Thanks for sharing your thoughts on your Python implementation. I may not agree Python is the right tool for this but that aside I have couple points that may disagree with points made in your blog. I wish you could take the below criticism in a constructive way because I have added an explanation and rational to each point, made:
* You said "I am trading futures, in a fully automated system, which is relatively slow and where latency is not an issue, using only price data. "
-> I am not sure I agree, algorithmic futures trading is anything but slow and latency is of utmost importance, why else do you think there are microwave mechanisms in place between Aurora and Mahwah. Of course you can choose to implement an architecture that is only capable of trading low latency strategies but certainly futures market structure and market capability is more in the realm of microseconds.
* "Proactive or passive tick response" -> This should be a non-issue. Virtually every broker API and trading architecture is built on an event-processing model. Incoming pricing data are the defined events and your system ought to react as response to the incoming pricing data. I have not seen any rational on your end why you would want to even consider a "pull implementation" where you ask a broker or data vendor for prices (other than of course for backfill purposes or to acquire historical back-testable data series). You can internally implement a timer if you so wish and build candles that way.

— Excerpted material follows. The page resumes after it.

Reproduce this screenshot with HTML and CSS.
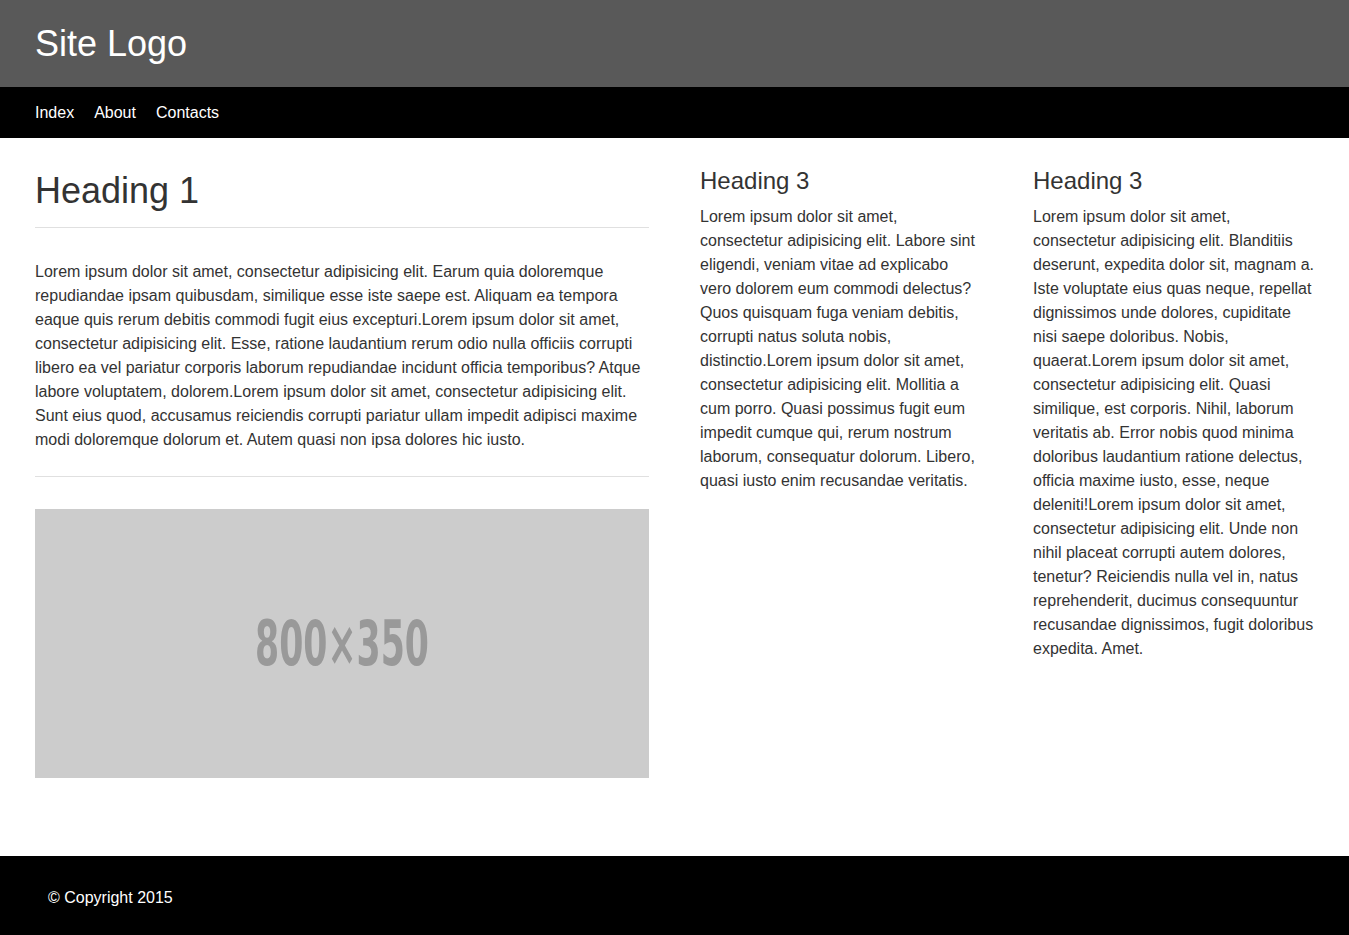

* "Open, Close and intraday" -> I do not fully understand what you are trying to say here. If you want to develop and test a strategy then you need historical data to test over. In the case of futures contracts that would be the historical data of each single contract from the first day of trading until the expiration of the contract. Tick based historical data are nowadays very easy to come by so I am not sure why you make the latency of your system a function of the availability of your captured data. You can cheaply purchase high precision futures contract exchange data. Also, closing prices are NOT untrustworthy. Closing prices are what they are: Official closing prices. And trading at the next session's open just because you cannot get a fill at closing prices may not be the best idea: If you truly care to close your position before the end of the trading session in a given contract then there are a myriad of other, better, ways to close the position near or at the closing price. By the way the following US exchanges all offer Market on Close order type capability: CBOT, CME, KCBOT, MGE, NYBOT, COMEX, NYMEX
* When and how often? -> As said above if you deal with intraday data then you should not pull data but subscribe to events to have incoming data streamed to your platform.
* Irregular timeseries -> You think about this the wrong way around: To build daily compressed time series from intaday time series you need to either have the complete set of intraday data (down to the tick) or else accept that your daily compressed bars will be inaccurate. Why you want to re-invent the wheel in the first place is beyond me (data providers that make available tick based intra day live and historical data as well as daily data are very cheap nowadays especially when limiting oneself to futures data), but building daily compress data points from only intra day snap shots is a horrible way to go about things, especially with a sampling frequency of 1 hour: You will almost necessarily be off by several ticks on each, your high and low of the day because highs and low occur with a very high probability in between your sampled snapshots. You make this tragically complex and error prone the way you described it.
* "TimeStamps": Why are you concerning yourself with this issue at all? You are dealing with exchange traded futures contracts, hence the price data you receive should already contain the official exchange time stamp, not a broker time stamp, not your own time stamp but an official exchange time stamp. Simple as that, done!
* "Getting synchronised tradeable intraday prices isn't easy, except when an explicit market in the spread is quoted (as for calendar spreads in certain markets, like Eurodollar)."
-> This is not true: You simply subscribe to all the open Eurodollar contracts and receive all live streaming prices for each traded contract in Eurodollar. Simple as that. No need to synchronize. For historical data backtesting you simply store the timestamped contracts and read them in a timestamp sorted fashion.
* Spikes and cleaning -> There should not be different options. When you receive a price of zero or one that lies x standard deviations away from the previously traded prices then that is an erroneous quote, period. You filter it out and are done.
* Volumes – beware You say: "One general reason is that as a rule volume data doesn't seem to be as reliable as price data. "
-> that is not true: The volume shown at a specific trade with time stamp is exactly that. Hence the cumulative volume during a given trading session can be 100% accurately determined.